A lot of blame for Israel running roughshod over basic norms of human decency has to go to its Western backers, with their unquestioning support for Tel Aviv fuelling the war in Gaza.
It took the slaughter of more than 30,000 Palestinians before US President Joe Biden made some belated weak attempts to rein in Israel’s bloodlust, with his administration pausing a shipment of weapons to Tel Aviv last week.
Instead of exerting meaningful pressure that would end the slaughter of innocents, the American establishment remains bent on silencing those protesting Israel’s genocidal acts, as evidenced by the brutal crackdown on student protestors in universities all across the US.
The American president would do well to pay heed to the increasing comparisons being made by members of Western intelligentsia, between the war in Gaza and the way the Vietnam War shaped up following the 1968 Tet Offensive, which was a surprise attack launched by the Viet Cong (VC) North Vietnamese People’s Army of Vietnam (PAVN) against South Vietnamese Army of the Republic of Vietnam (ARVN), the US forces stationed in South Vietnam and their allies with the aim of sparking a resurrection in that part of the country.

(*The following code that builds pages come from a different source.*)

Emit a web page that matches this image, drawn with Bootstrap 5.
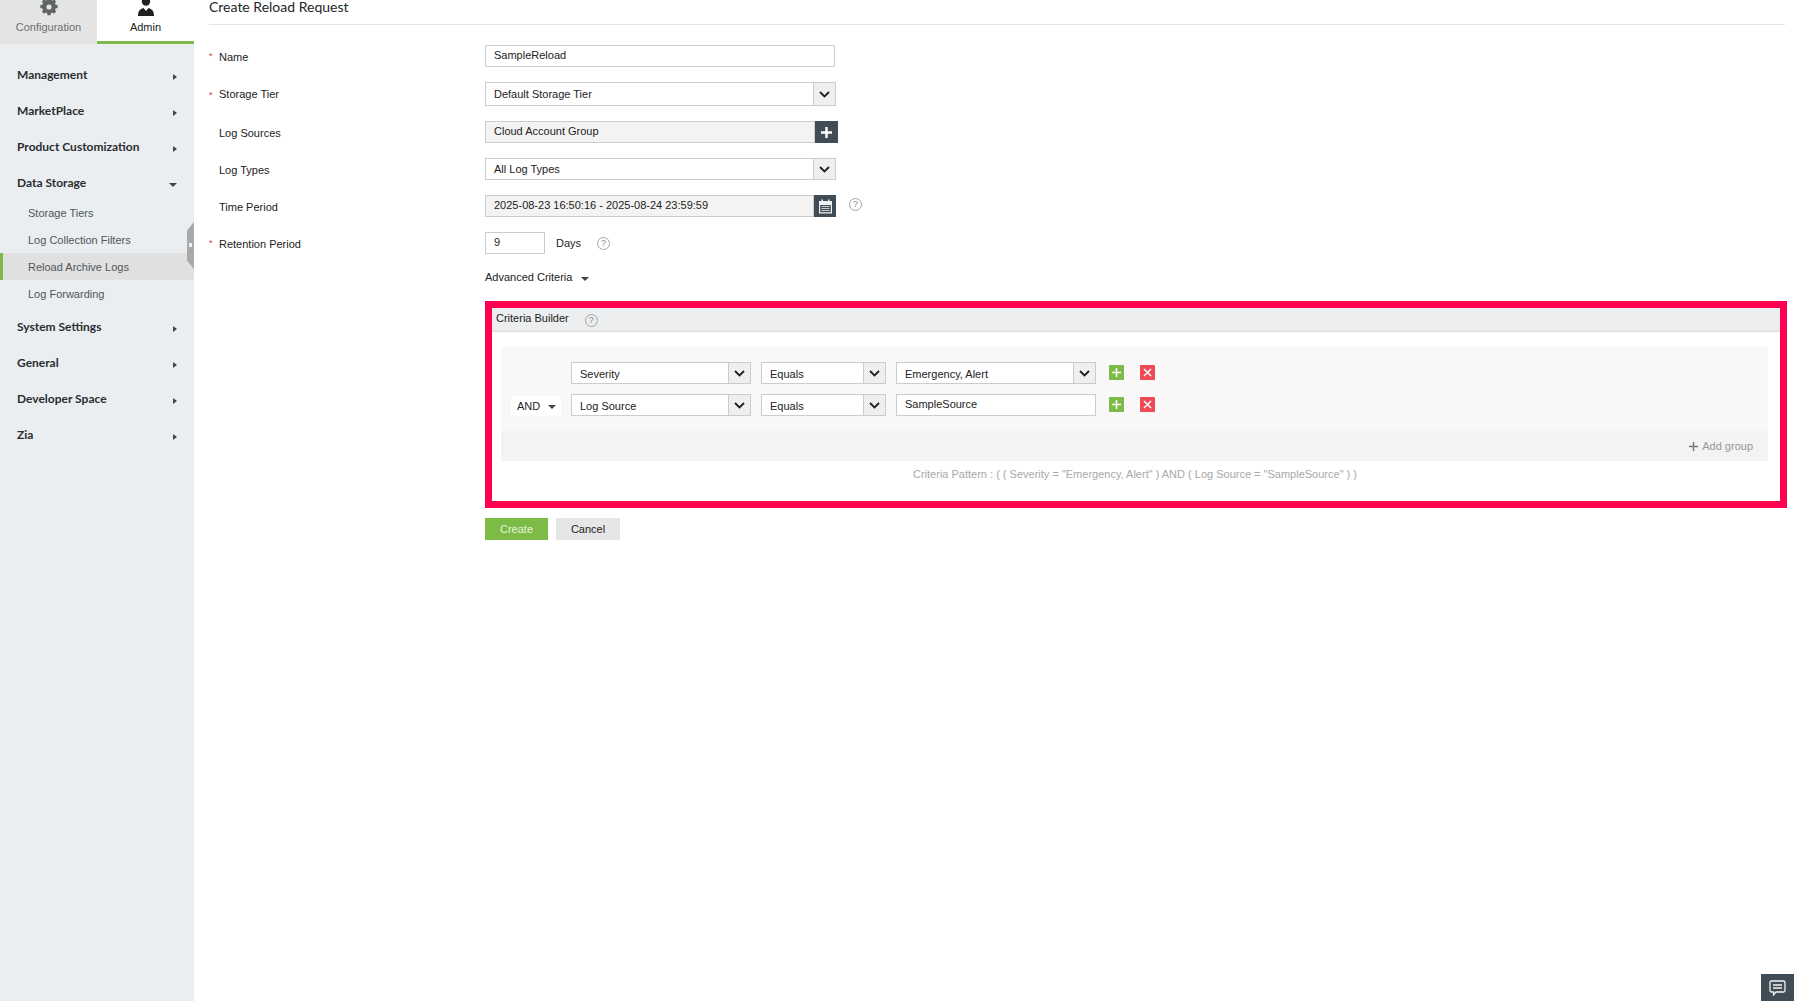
<!DOCTYPE html>
<html lang="en">
<head>
<meta charset="utf-8">
<title>Create Reload Request</title>
<link href="https://cdn.jsdelivr.net/npm/bootstrap@5.3.0/dist/css/bootstrap.min.css" rel="stylesheet">
<style>
html,body{height:100%;}
body{font-family:"Liberation Sans",Arial,sans-serif;font-size:11px;color:#222;background:#fff;overflow:hidden;}
.app-shell{height:1001px;}
.side-rail{width:194px;flex:none;background:#eaeef0;position:relative;}
.rail-tab{width:97px;height:44px;text-align:center;padding-top:21px;position:relative;overflow:hidden;line-height:13px;}
.rail-tab svg{position:absolute;left:50%;top:-3px;transform:translateX(-50%);}
.tab-off{background:#e3e3e3 repeating-conic-gradient(#e0e0e0 0 25%,#e9e9e9 0 50%) 0 0/2px 2px;color:#6d6d6d;}
.tab-on{background:#fff;color:#222;border-bottom:3px solid #7cbb46;}
.rail-menu{padding-top:13px;}
.rail-head{height:36px;padding:0 17px 0 17px;font-family:Lato,sans-serif;font-weight:700;font-size:12px;color:#2a2d30;}
.rail-head i{margin-top:3px;}
.rail-sub{height:27px;padding:2px 0 0 28px;color:#4f5559;}
.sub-first{margin-top:-2px;}
.sub-last{margin-bottom:2px;}
.sub-active{background:#dfdfdf repeating-conic-gradient(#dcdcdc 0 25%,#e5e5e5 0 50%) 0 0/2px 2px;border-left:3px solid #7cbb46;padding-left:25px;}
.tri-r{width:0;height:0;border-left:4px solid #444;border-top:3.5px solid transparent;border-bottom:3.5px solid transparent;}
.tri-d{width:0;height:0;border-top:4px solid #444;border-left:4px solid transparent;border-right:4px solid transparent;}
.rail-grip{position:absolute;right:0;top:222px;width:7px;height:47px;background:#a9a9a9;clip-path:polygon(100% 0,100% 100%,0 82%,0 18%);}
.rail-grip::after{content:"";position:absolute;left:2px;top:21px;width:3px;height:4px;background:#eee;}
.page-main{padding:0 13px 0 15px;min-width:0;}
.page-title{font-family:Lato,sans-serif;font-size:14px;font-weight:400;color:#23262a;margin:0;height:25px;line-height:13px;border-bottom:1px solid #e3e3e3;}
.field-row{height:22px;margin-bottom:15px;}
.row-tall{height:24px;}
.field-label{width:276px;flex:none;padding-left:10px;position:relative;}
.label-low{padding-top:2px;}
.req-star{position:absolute;left:0;top:3px;color:#d9334a;font-size:9px;}
.txt-box{height:22px;border:1px solid #ccc;background:#fff;padding:0 8px;line-height:19px;}
.box-grey{background:#f3f3f3;line-height:18px;}
.select-box{height:100%;border:1px solid #ccc;background:#fff;}
.select-val{padding:0 8px;flex:1;min-width:0;line-height:20px;}
.val-low{padding-top:1px;}
.row-tall .select-val{line-height:22px;}
.select-btn{width:22px;flex:none;padding-right:1px;border-left:1px solid #ccc;background:#ededed repeating-conic-gradient(#eaeaea 0 25%,#f4f4f4 0 50%) 0 0/2px 2px;}
.dark-btn{background:#414d56;flex:none;}
.help-mark{width:13px;height:13px;border:1px solid #a5a5a5;border-radius:50%;color:#8a8a8a;font-size:9px;line-height:11px;text-align:center;flex:none;}
.help-time{margin:0 0 4px 13px;}
.help-crit{margin:2px 0 0 16px;}
.days-word{margin:0 16px 0 11px;}
.adv-row{height:14px;margin:16px 0 0 276px;}
.adv-tri{margin:4px 0 0 9px;}
.crit-frame{margin:17px 0 0 276px;width:1302px;height:207px;border:7px solid #ff0050;}
.crit-head{height:24px;background:#eceef0;border-bottom:1px solid #ddd;padding-left:4px;line-height:12px;padding-top:4px;}
.crit-group{margin:15px 12px 0 9px;height:114px;background:#f8f8f8;}
.crit-rows{height:84px;padding:15px 0 0 10px;}
.crit-row{height:22px;margin-bottom:10px;}
.crit-spacer{width:60px;flex:none;}
.and-pick{width:50px;height:20px;background:#fff;margin-right:10px;padding:1px 0 0 6px;margin-top:2px;flex:none;}
.mini-btn{width:15px;height:15px;border-radius:1px;flex:none;margin-top:3px;}
.btn-add{background:#7cbb46;margin-left:13px;}
.btn-del{background:#ee4a56;margin-left:16px;}
.gap-ten{margin-left:10px;}
.crit-foot{height:30px;background:#f3f3f3;padding-right:15px;color:#94989b;}
.crit-pattern{color:#a8a8a8;text-align:center;padding:5px 2px 0 0;}
.action-row{margin:10px 0 0 276px;}
.btn-create{width:63px;height:22px;background:#7cbb46;color:#e8f3dd;border:0;border-radius:0;font-size:11px;padding:0;}
.btn-cancel{width:64px;height:22px;background:#e6e6e6;color:#222;border:0;border-radius:0;font-size:11px;padding:0;margin-left:8px;}
.chat-tab{position:absolute;right:4px;bottom:0;width:33px;height:27px;background:#414d56;}
.w350{width:350px;}.w351{width:351px;}.w330{width:330px;}.w329{width:329px;}.w60{width:60px;}.w180{width:180px;}.w125{width:125px;}.w200{width:200px;}
.btn-w23{width:23px;}.btn-w22{width:22px;}
</style>
</head>
<body>
<div class="app-shell d-flex position-relative">
  <aside class="side-rail">
    <div class="d-flex">
      <div class="rail-tab tab-off">
        <svg width="18" height="20" viewBox="0 0 18 20"><path fill="#5f6467" d="M7.500 4h3l.4 2 1.400.6 1.700-1.100 2.100 2.100-1.100 1.700.6 1.400 2 .4v3l-2 .4-.6 1.400 1.100 1.700-2.100 2.100-1.700-1.100-1.400.6-.4 2h-3l-.4-2-1.400-.6-1.700 1.100-2.100-2.100 1.100-1.700-.6-1.400-2-.4v-3l2-.4.6-1.400-1.100-1.700 2.100-2.100 1.700 1.100 1.400-.6z" transform="translate(0 -3)"/><circle cx="9" cy="10" r="2.600" fill="#e3e3e3"/></svg>
        <div>Configuration</div>
      </div>
      <div class="rail-tab tab-on">
        <svg width="18" height="20" viewBox="0 0 18 20"><circle cx="9" cy="4.500" r="4.200" fill="#1e2224"/><path fill="#1e2224" d="M1 19c0-5 2-7 5.500-8L9 14l2.500-3c3.500 1 5.500 3 5.500 8z"/></svg>
        <div>Admin</div>
      </div>
    </div>
    <nav class="rail-menu">
      <div class="rail-head d-flex align-items-center justify-content-between"><span>Management</span><i class="tri-r"></i></div>
      <div class="rail-head d-flex align-items-center justify-content-between"><span>MarketPlace</span><i class="tri-r"></i></div>
      <div class="rail-head d-flex align-items-center justify-content-between"><span>Product Customization</span><i class="tri-r"></i></div>
      <div class="rail-head d-flex align-items-center justify-content-between"><span>Data Storage</span><i class="tri-d"></i></div>
      <div class="rail-sub sub-first d-flex align-items-center">Storage Tiers</div>
      <div class="rail-sub d-flex align-items-center">Log Collection Filters</div>
      <div class="rail-sub sub-active d-flex align-items-center">Reload Archive Logs</div>
      <div class="rail-sub sub-last d-flex align-items-center">Log Forwarding</div>
      <div class="rail-head d-flex align-items-center justify-content-between"><span>System Settings</span><i class="tri-r"></i></div>
      <div class="rail-head d-flex align-items-center justify-content-between"><span>General</span><i class="tri-r"></i></div>
      <div class="rail-head d-flex align-items-center justify-content-between"><span>Developer Space</span><i class="tri-r"></i></div>
      <div class="rail-head d-flex align-items-center justify-content-between"><span>Zia</span><i class="tri-r"></i></div>
    </nav>
    <div class="rail-grip"></div>
  </aside>

  <main class="page-main flex-grow-1">
    <h1 class="page-title">Create Reload Request</h1>
    <form class="pt-3 mt-1">
      <div class="field-row d-flex align-items-center">
        <label class="field-label label-low"><span class="req-star">*</span>Name</label>
        <div class="txt-box w350">SampleReload</div>
      </div>
      <div class="field-row row-tall d-flex align-items-center">
        <label class="field-label"><span class="req-star">*</span>Storage Tier</label>
        <div class="select-box d-flex w351"><div class="select-val">Default Storage Tier</div><div class="select-btn d-flex align-items-center justify-content-center"><svg width="11" height="7" viewBox="0 0 11 7"><path d="M1 1l4.500 4.500L10 1" fill="none" stroke="#1d2124" stroke-width="1.800"/></svg></div></div>
      </div>
      <div class="field-row d-flex align-items-center">
        <label class="field-label label-low">Log Sources</label>
        <div class="d-flex h-100">
          <div class="txt-box box-grey w330">Cloud Account Group</div>
          <div class="dark-btn btn-w23 d-flex align-items-center justify-content-center"><svg width="11" height="11" viewBox="0 0 11 11"><path d="M5.500 0v11M0 5.500h11" stroke="#fff" stroke-width="2.400"/></svg></div>
        </div>
      </div>
      <div class="field-row d-flex align-items-center">
        <label class="field-label label-low">Log Types</label>
        <div class="select-box d-flex w351"><div class="select-val">All Log Types</div><div class="select-btn d-flex align-items-center justify-content-center"><svg width="11" height="7" viewBox="0 0 11 7"><path d="M1 1l4.500 4.500L10 1" fill="none" stroke="#1d2124" stroke-width="1.800"/></svg></div></div>
      </div>
      <div class="field-row d-flex align-items-center">
        <label class="field-label label-low">Time Period</label>
        <div class="d-flex h-100">
          <div class="txt-box box-grey w329">2025-08-23 16:50:16 - 2025-08-24 23:59:59</div>
          <div class="dark-btn btn-w22 d-flex align-items-center justify-content-center"><svg width="15" height="15" viewBox="0 0 15 15"><path fill="#f2f2f2" d="M1 2h2.500V.5h1.500V2h5V.5h1.500V2H14v12.500H1zM2.200 6v7.300h10.600V6z"/><path fill="#c9cccd" d="M3.500 7h8v1h-8zM3.500 9h8v1h-8zM3.500 11h8v1h-8z"/></svg></div>
        </div>
        <div class="help-mark help-time">?</div>
      </div>
      <div class="field-row d-flex align-items-center">
        <label class="field-label label-low"><span class="req-star">*</span>Retention Period</label>
        <div class="txt-box w60">9</div>
        <span class="days-word">Days</span>
        <div class="help-mark">?</div>
      </div>
      <div class="adv-row d-flex align-items-center">
        <span>Advanced Criteria</span><i class="tri-d adv-tri"></i>
      </div>
      <div class="crit-frame">
        <div class="crit-head d-flex"><span>Criteria Builder</span><div class="help-mark help-crit">?</div></div>
        <div class="crit-group">
          <div class="crit-rows">
            <div class="crit-row d-flex">
              <div class="crit-spacer"></div>
              <div class="select-box d-flex w180"><div class="select-val val-low">Severity</div><div class="select-btn d-flex align-items-center justify-content-center"><svg width="11" height="7" viewBox="0 0 11 7"><path d="M1 1l4.500 4.500L10 1" fill="none" stroke="#1d2124" stroke-width="1.800"/></svg></div></div>
              <div class="select-box d-flex w125 gap-ten"><div class="select-val val-low">Equals</div><div class="select-btn d-flex align-items-center justify-content-center"><svg width="11" height="7" viewBox="0 0 11 7"><path d="M1 1l4.500 4.500L10 1" fill="none" stroke="#1d2124" stroke-width="1.800"/></svg></div></div>
              <div class="select-box d-flex w200 gap-ten"><div class="select-val val-low">Emergency, Alert</div><div class="select-btn d-flex align-items-center justify-content-center"><svg width="11" height="7" viewBox="0 0 11 7"><path d="M1 1l4.500 4.500L10 1" fill="none" stroke="#1d2124" stroke-width="1.800"/></svg></div></div>
              <div class="mini-btn btn-add d-flex align-items-center justify-content-center"><svg width="9" height="9" viewBox="0 0 9 9"><path d="M4.500 0v9M0 4.500h9" stroke="#fff" stroke-width="1.600"/></svg></div>
              <div class="mini-btn btn-del d-flex align-items-center justify-content-center"><svg width="9" height="9" viewBox="0 0 9 9"><path d="M1 1l7 7M8 1l-7 7" stroke="#fff" stroke-width="1.500"/></svg></div>
            </div>
            <div class="crit-row d-flex">
              <div class="and-pick d-flex align-items-center"><span>AND</span><i class="tri-d ms-2"></i></div>
              <div class="select-box d-flex w180"><div class="select-val val-low">Log Source</div><div class="select-btn d-flex align-items-center justify-content-center"><svg width="11" height="7" viewBox="0 0 11 7"><path d="M1 1l4.500 4.500L10 1" fill="none" stroke="#1d2124" stroke-width="1.800"/></svg></div></div>
              <div class="select-box d-flex w125 gap-ten"><div class="select-val val-low">Equals</div><div class="select-btn d-flex align-items-center justify-content-center"><svg width="11" height="7" viewBox="0 0 11 7"><path d="M1 1l4.500 4.500L10 1" fill="none" stroke="#1d2124" stroke-width="1.800"/></svg></div></div>
              <div class="txt-box w200 gap-ten">SampleSource</div>
              <div class="mini-btn btn-add d-flex align-items-center justify-content-center"><svg width="9" height="9" viewBox="0 0 9 9"><path d="M4.500 0v9M0 4.500h9" stroke="#fff" stroke-width="1.600"/></svg></div>
              <div class="mini-btn btn-del d-flex align-items-center justify-content-center"><svg width="9" height="9" viewBox="0 0 9 9"><path d="M1 1l7 7M8 1l-7 7" stroke="#fff" stroke-width="1.500"/></svg></div>
            </div>
          </div>
          <div class="crit-foot d-flex align-items-center justify-content-end"><svg class="me-1" width="9" height="9" viewBox="0 0 9 9"><path d="M4.500 0v9M0 4.500h9" stroke="#6f7a84" stroke-width="1.500"/></svg>Add group</div>
        </div>
        <div class="crit-pattern">Criteria Pattern : ( ( Severity = "Emergency, Alert" ) AND ( Log Source = "SampleSource" ) )</div>
      </div>
      <div class="d-flex action-row">
        <button type="button" class="btn btn-create">Create</button>
        <button type="button" class="btn btn-cancel">Cancel</button>
      </div>
    </form>
  </main>
  <div class="chat-tab d-flex align-items-center justify-content-center"><svg width="17" height="16" viewBox="0 0 17 16"><path fill="none" stroke="#f2f2f2" stroke-width="1.300" d="M2.500 1h12a1.500 1.500 0 0 1 1.500 1.500v8a1.500 1.500 0 0 1-1.500 1.500H7l-2.500 3v-3h-2A1.500 1.500 0 0 1 1 10.500v-8A1.500 1.500 0 0 1 2.500 1z"/><path stroke="#f2f2f2" stroke-width="1.300" d="M4 5h9M4 8h9"/></svg></div>
</div>
<script src="https://cdn.jsdelivr.net/npm/bootstrap@5.3.0/dist/js/bootstrap.bundle.min.js"></script>
</body>
</html>
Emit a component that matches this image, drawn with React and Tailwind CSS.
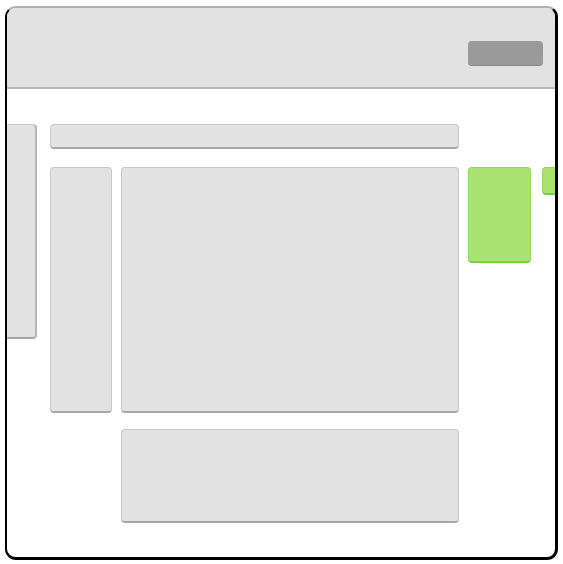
export default function App() {
  const panel = "bg-[#e2e2e2] border border-[#c9c9c9] border-b-2 border-b-[#a9a9a9] rounded-[4px]";
  const green = "bg-[#abe373] border border-[#92d862] border-b-2 border-b-[#7fcb50] rounded-[4px]";
  return (
    <div className="w-[563px] h-[564px] bg-white pl-[5px] pt-[6px]">
      <div className="w-[553px] h-[554px] rounded-[11px] border-[3px] border-black border-t-[#b0b0b0] border-t-2 border-l-2 overflow-hidden bg-white flex flex-col">
        <div className="h-[81px] bg-[#e2e2e2] border-b-2 border-[#b8b8b8] flex justify-end items-start pt-[33px] pr-[12px] shrink-0">
          <div className="w-[75px] h-[25px] rounded-[4px] bg-[#9a9a9a] border-b border-[#8a8a8a]"></div>
        </div>
        <div className="flex items-start pt-[35px]">
          <div className="w-[30px] h-[215px] shrink-0 bg-[#e2e2e2] border border-l-0 border-[#c9c9c9] border-b-2 border-b-[#a9a9a9] border-r-2 border-r-[#b5b5b5] rounded-r-[4px]"></div>
          <div className="ml-[13px] w-[409px] shrink-0 flex flex-col">
            <div className={`h-[25px] ${panel}`}></div>
            <div className="mt-[18px] flex">
              <div className={`w-[62px] h-[246px] ${panel}`}></div>
              <div className={`ml-[9px] w-[338px] h-[246px] ${panel}`}></div>
            </div>
            <div className={`mt-[16px] ml-[71px] w-[338px] h-[94px] ${panel}`}></div>
          </div>
          <div className={`ml-[9px] mt-[43px] w-[63px] h-[96px] shrink-0 ${green}`}></div>
          <div className={`ml-[11px] mt-[43px] flex-1 h-[28px] border-r-0 rounded-r-none ${green}`}></div>
        </div>
      </div>
    </div>
  );
}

Although the US Army was able to suppress this attack, it proved to be a pivotal moment as far as support for the war among the American public was concerned.
In a crucial election year, the then US president came under increasingly strident criticism with respect to the course the war had taken. Protests broke out in Columbia University as well as in other American institutions over their ties to the military-industrial complex, resulting in ruthless police crackdowns on protestors. A recent article in Politico, for example, notes, “televised images of battles across South Vietnam … shattered the political foundations” of America’s Vietnam policy.
Something strikingly similar appears to be happening across America and Europe today. Social media images of the brutalities that Palestinians have suffered in recent months have sparked the conscience of millions of people in the West, who are now imploring their governments to change tack with respect to their Middle East policy.
The decades’ long unfaltering Western support for Israel, fuelled in large part in the US by Christian fundamentalist ideology, has come under increasing fire by a younger generation horrified by their governments’ complicity in the brutalising of the Palestinian people.
President Biden would do well to finally acknowledge the US role in encouraging Israel’s horror-inducing conduct and take meaningful measures that would dismantle a system that turns a blind eye to the slaughter of innocents. His failure to do so may result in dire consequences for his political future in an election year.
Last but not least, the US President must not lose sight of the fact that he has been humiliated by the Israeli government day in, day out ever since he said that arms shipments will be frozen if Israel launches an offensive in Rafah (“I won’t give Israel offensive weapons to attack in populated parts of Rafah”).
Unfortunately, however, not only have prime minister Benjamin Netanyahu and some of his cabinet colleagues denunciated his highly plausible warning, the government figures in occupied Jerusalem have indicated that the military would push ahead regardless. President Biden, hasn’t the state of Israel gone too far?